Written exercise
Using the listing beneath this task, count the lines with the word "React" and write only the result.

[Begin]

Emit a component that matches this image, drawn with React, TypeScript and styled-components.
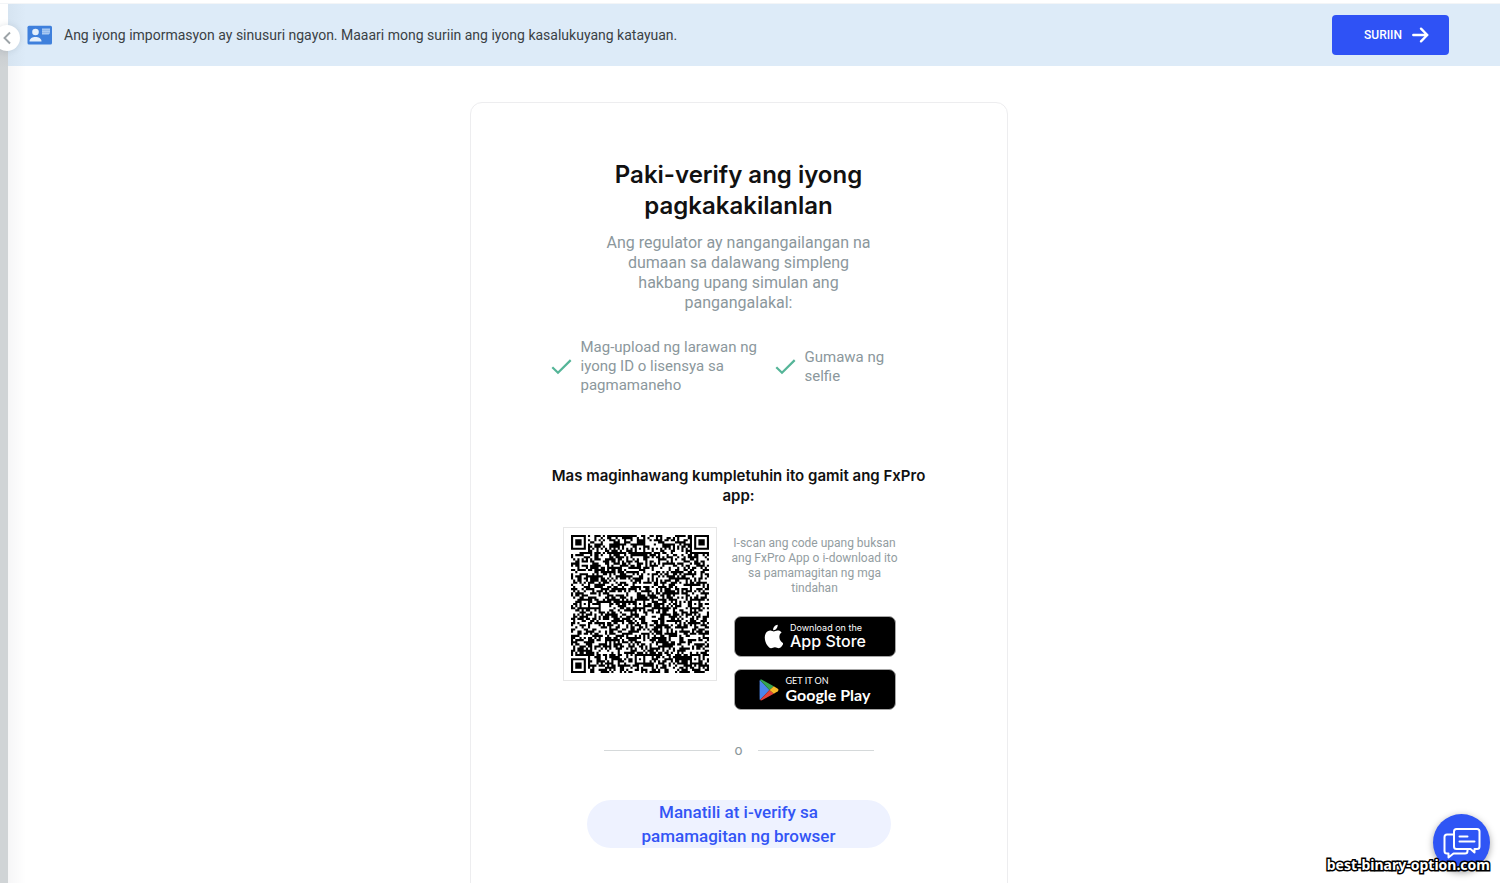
import React from 'react';
import styled, { createGlobalStyle, css } from 'styled-components';

const GlobalStyle = createGlobalStyle`
  *, *::before, *::after { box-sizing: border-box; }
  body {
    margin: 0;
    background: #fff;
    color: #8b979c;
    font-family: Roboto, "Liberation Sans", sans-serif;
  }
  h1, h2, p, ul { margin: 0; padding: 0; }
`;

const Shell = styled.div`
  position: relative;
  display: flex;
  flex-direction: column;
  height: 100vh;
  overflow: hidden;
`;

const TopEdge = styled.div`
  flex: none;
  height: 4px;
  border-bottom: 1px solid #f3f5f7;
`;

const Body = styled.div`
  display: flex;
  flex: 1;
  min-height: 0;
`;

const SideEdge = styled.aside`
  position: relative;
  flex: none;
  width: 8px;
  background: linear-gradient(#fff 0, #fff 32px, #c9cdd0 46px, #d0d4d6 64px);
`;

const CollapseButton = styled.button`
  position: absolute;
  z-index: 2;
  top: 21px;
  left: -6px;
  display: flex;
  align-items: center;
  justify-content: center;
  width: 26px;
  height: 26px;
  padding: 0;
  border: 0;
  border-radius: 50%;
  background: #fff;
  box-shadow: 0 0 6px rgba(60, 80, 100, 0.16);
`;

const Content = styled.div`
  flex: 1;
  min-width: 0;
  background: linear-gradient(90deg, #f6f6f7 0, #fff 18px);
`;

const Banner = styled.header`
  display: flex;
  align-items: center;
  gap: 11px;
  height: 62px;
  padding: 0 51px 0 19px;
  background: linear-gradient(90deg, #d6e4f1 0, #ddebf8 18px);
`;

const BannerText = styled.p`
  flex: 1;
  color: #3a4145;
  font-size: 14px;
  line-height: 20px;
`;

const CheckButton = styled.button`
  display: flex;
  align-items: center;
  justify-content: flex-end;
  gap: 10px;
  width: 117px;
  height: 40px;
  padding: 0 20px 0 0;
  border: 0;
  border-radius: 4px;
  background: #2f52f5;
  color: #fff;
  font: 500 12px/20px Roboto, sans-serif;
`;

const Main = styled.main`
  display: flex;
  justify-content: center;
  padding: 36px 31px 0 0;
`;

const Card = styled.section`
  display: flex;
  flex-direction: column;
  align-items: center;
  width: 538px;
  padding: 56px 64px;
  border: 1px solid #ededef;
  border-radius: 12px;
  background: #fff;
  text-align: center;
`;

const Title = styled.h1`
  width: 270px;
  color: #111;
  font: 600 24px/31px Inter, sans-serif;
`;

const Lead = styled.p`
  width: 272px;
  margin-top: 12px;
  font-size: 16px;
  line-height: 20px;
`;

const Steps = styled.ul`
  display: flex;
  align-items: center;
  gap: 12px;
  width: 376px;
  margin-top: 25px;
  list-style: none;
  text-align: left;
`;

const Step = styled.li<{ $width: number }>`
  display: flex;
  align-items: center;
  gap: 8px;
  width: ${(p) => p.$width}px;
  font-size: 15px;
  line-height: 19px;

  svg { flex: none; }
`;

const AppTitle = styled.h2`
  width: 400px;
  margin-top: 71px;
  color: #111;
  font: 600 15px/20px Inter, sans-serif;
`;

const AppRow = styled.div`
  display: flex;
  gap: 12px;
  margin-top: 21px;
  padding-right: 14px;
`;

const QrFrame = styled.div`
  width: 154px;
  height: 154px;
  padding: 7px;
  border: 1px solid #e6e6e6;

  svg { display: block; width: 138px; height: 138px; }
`;

const Stores = styled.div`
  display: flex;
  flex-direction: column;
  align-items: center;
  gap: 12px;
  width: 172px;
`;

const Hint = styled.p`
  margin: 9px 0 8px;
  color: #939da1;
  font-size: 12px;
  line-height: 15px;
`;

const StoreLink = styled.a`
  display: flex;
  align-items: center;
  justify-content: center;
  gap: 7px;
  width: 162px;
  height: 41px;
  border: 1px solid #a6a6a6;
  border-radius: 7px;
  background: #000;
  color: #fff;
  text-align: left;
  text-decoration: none;
`;

const StoreText = styled.span`
  display: flex;
  flex-direction: column;
`;

const StoreCaption = styled.small<{ $google?: boolean }>`
  font: 400 9px/10px Inter, sans-serif;
  ${(p) => p.$google && css`font: 400 9px/10px Lato, sans-serif;`}
`;

const StoreName = styled.strong<{ $google?: boolean }>`
  font: 500 16px/17px Inter, sans-serif;
  ${(p) => p.$google && css`font: 700 16px/18px Lato, sans-serif;`}
`;

const Divider = styled.div`
  display: flex;
  align-items: center;
  gap: 15px;
  width: 270px;
  margin-top: 30px;
  font-size: 14px;
  line-height: 20px;

  &::before, &::after {
    content: '';
    flex: 1;
    height: 1px;
    background: #d5d9da;
  }
`;

const BrowserButton = styled.button`
  width: 304px;
  margin-top: 40px;
  padding: 0 48px;
  border: 0;
  border-radius: 25px;
  background: #eef2ff;
  color: #3355f5;
  font: 500 17px/24px Roboto, sans-serif;
`;

const ChatButton = styled.button`
  position: absolute;
  right: 10px;
  bottom: 12px;
  display: flex;
  align-items: center;
  justify-content: center;
  width: 57px;
  height: 57px;
  padding: 0;
  border: 0;
  border-radius: 50%;
  background: #2f55f5;
  box-shadow: 0 2px 7px rgba(0, 0, 0, 0.35);
`;

const SiteMark = styled.span`
  position: absolute;
  right: 10px;
  bottom: 10px;
  color: #fff;
  font: 700 14px/16px "Noto Sans", sans-serif;
  -webkit-text-stroke: 3px #000;
  paint-order: stroke fill;
`;

const QR_SIZE = 65;
const ALIGNMENT = [6, 32, 58];

function finderCell(x: number, y: number): boolean | null {
  const corners = [[0, 0], [QR_SIZE - 7, 0], [0, QR_SIZE - 7]];
  for (const [cx, cy] of corners) {
    const dx = x - cx;
    const dy = y - cy;
    if (dx >= -1 && dx <= 7 && dy >= -1 && dy <= 7) {
      const ring = Math.max(Math.abs(dx - 3), Math.abs(dy - 3));
      return ring === 3 || ring <= 1;
    }
  }
  for (const ax of ALIGNMENT) {
    for (const ay of ALIGNMENT) {
      const ring = Math.max(Math.abs(x - ax), Math.abs(y - ay));
      if (ring <= 2) return ring !== 1;
    }
  }
  return null;
}

function buildQr(): string {
  let seed = 20231;
  let d = '';
  for (let y = 0; y < QR_SIZE; y++) {
    for (let x = 0; x < QR_SIZE; x++) {
      seed = (Math.imul(seed, 1664525) + 1013904223) >>> 0;
      const fixed = finderCell(x, y);
      const timing = x === 6 || y === 6 ? (x + y) % 2 === 0 : null;
      const on = fixed ?? timing ?? (seed >>> 16) % 100 < 53;
      if (on) d += `M${x} ${y}h1v1h-1z`;
    }
  }
  return d;
}

const qrPath = buildQr();

const CheckIcon = () => (
  <svg width="22" height="22" viewBox="0 0 22 22" fill="none" stroke="#55b598" strokeWidth="2.2" aria-hidden="true">
    <path d="M1.3 11.2l5.7 5.6L19.7 4.1" />
  </svg>
);

const AppleIcon = () => (
  <svg width="20" height="25" viewBox="2 1.5 16.5 21" fill="#fff" aria-hidden="true">
    <path d="M15.6 12.1c0-2.2 1.8-3.3 1.9-3.4-1-1.5-2.6-1.7-3.2-1.7-1.4-.1-2.7.8-3.4.8S9.2 7 8 7C6.5 7 5 7.9 4.2 9.300c-1.800 3-.5 7.500 1.200 10 .9 1.200 1.900 2.500 3.200 2.500s1.800-.8 3.300-.8 2 .8 3.300.8c1.400 0 2.200-1.200 3-2.400.4-.6.6-1.100.8-1.700-.1 0-3.400-1.300-3.400-5.600z" />
    <path d="M13.200 5.300c.7-.8 1.100-1.900 1-3.100-1 .1-2.100.7-2.800 1.500-.6.700-1.200 1.900-1 3 1.100.1 2.200-.5 2.800-1.400z" />
  </svg>
);

const PlayIcon = () => (
  <svg width="20" height="22" viewBox="0 0 20 22" aria-hidden="true">
    <path fill="#4b86ec" d="M1 1C.7 1.300.6 1.700.6 2.200v17.600c0 .5.100.9.4 1.200L10.500 11z" />
    <path fill="#36a552" d="M1 1l9.500 10 4.300-3.800L3.400.9C2.400.4 1.600.5 1 1z" />
    <path fill="#e4433b" d="M1 21l9.500-10 4.300 3.800L3.400 21.100c-1 .5-1.800.4-2.400-.1z" />
    <path fill="#f6b928" d="M14.800 7.200l4 2.600c.9.6.9 1.800 0 2.400l-4 2.600L10.500 11z" />
  </svg>
);

export default function App() {
  return (
    <>
      <GlobalStyle />
      <Shell>
        <TopEdge />
        <Body>
          <SideEdge>
            <CollapseButton aria-label="Isara ang menu">
              <svg width="10" height="14" viewBox="0 0 10 14" fill="none" stroke="#9da4a8" strokeWidth="1.9" aria-hidden="true">
                <path d="M8 1.500L2.500 7 8 12.500" />
              </svg>
            </CollapseButton>
          </SideEdge>
          <Content>
            <Banner>
              <svg width="26" height="20" viewBox="0 0 26 20" aria-hidden="true">
                <rect x=".5" y=".8" width="24.500" height="18.700" rx="1.500" fill="#3f80dc" />
                <circle cx="8.500" cy="7" r="3.300" fill="#e4effb" />
                <path d="M2.500 16.500c0-3.300 3-4.500 6-4.500s6 1.200 6 4.500z" fill="#e4effb" />
                <path d="M15 3.500h8v4.500l-1.200 1.500H15z" fill="#a9c9f2" />
                <path d="M15 5.400h8M15 7.500h8" stroke="#7fabe8" strokeWidth=".6" />
              </svg>
              <BannerText>
                Ang iyong impormasyon ay sinusuri ngayon. Maaari mong suriin ang iyong kasalukuyang katayuan.
              </BannerText>
              <CheckButton>
                SURIIN
                <svg width="17" height="16" viewBox="0 0 17 16" fill="none" stroke="#fff" strokeWidth="2.4" strokeLinecap="round" strokeLinejoin="round" aria-hidden="true">
                  <path d="M1.300 8h14M9 1.700L15.300 8 9 14.300" />
                </svg>
              </CheckButton>
            </Banner>
            <Main>
              <Card>
                <Title>Paki-verify ang iyong pagkakakilanlan</Title>
                <Lead>
                  Ang regulator ay nangangailangan na dumaan sa dalawang simpleng hakbang upang simulan ang pangangalakal:
                </Lead>
                <Steps>
                  <Step $width={212}>
                    <CheckIcon />
                    Mag-upload ng larawan ng iyong ID o lisensya sa pagmamaneho
                  </Step>
                  <Step $width={120}>
                    <CheckIcon />
                    Gumawa ng selfie
                  </Step>
                </Steps>
                <AppTitle>Mas maginhawang kumpletuhin ito gamit ang FxPro app:</AppTitle>
                <AppRow>
                  <QrFrame>
                    <svg viewBox="0 0 65 65" role="img" aria-label="QR code">
                      <path d={qrPath} fill="#000" />
                    </svg>
                  </QrFrame>
                  <Stores>
                    <Hint>I-scan ang code upang buksan ang FxPro App o i-download ito sa pamamagitan ng mga tindahan</Hint>
                    <StoreLink href="#app-store">
                      <AppleIcon />
                      <StoreText>
                        <StoreCaption>Download on the</StoreCaption>
                        <StoreName>App Store</StoreName>
                      </StoreText>
                    </StoreLink>
                    <StoreLink href="#google-play">
                      <PlayIcon />
                      <StoreText>
                        <StoreCaption $google>GET IT ON</StoreCaption>
                        <StoreName $google>Google Play</StoreName>
                      </StoreText>
                    </StoreLink>
                  </Stores>
                </AppRow>
                <Divider>o</Divider>
                <BrowserButton>Manatili at i-verify sa pamamagitan ng browser</BrowserButton>
              </Card>
            </Main>
          </Content>
        </Body>
        <ChatButton aria-label="Chat">
          <svg width="38" height="32" viewBox="0 0 38 32" fill="none" stroke="#fff" strokeWidth="2" strokeLinejoin="round" strokeLinecap="round" aria-hidden="true">
            <path d="M13.500 2h20.500a2.500 2.500 0 0 1 2.500 2.500v15a2.500 2.500 0 0 1-2.500 2.500h-2.500v3.500L27.500 22h-14a2.500 2.500 0 0 1-2.500-2.500v-15A2.500 2.500 0 0 1 13.500 2z" />
            <path d="M11 7.500H4A2.500 2.500 0 0 0 1.500 10v14A2.500 2.500 0 0 0 4 26.500h1.500v4l5-4H22a2.500 2.500 0 0 0 2.500-2.500v-2" />
            <path d="M16.500 9.500h8M16.500 14.500h15" />
          </svg>
        </ChatButton>
        <SiteMark>best-binary-option.com</SiteMark>
      </Shell>
    </>
  );
}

[End]

Exercise response
2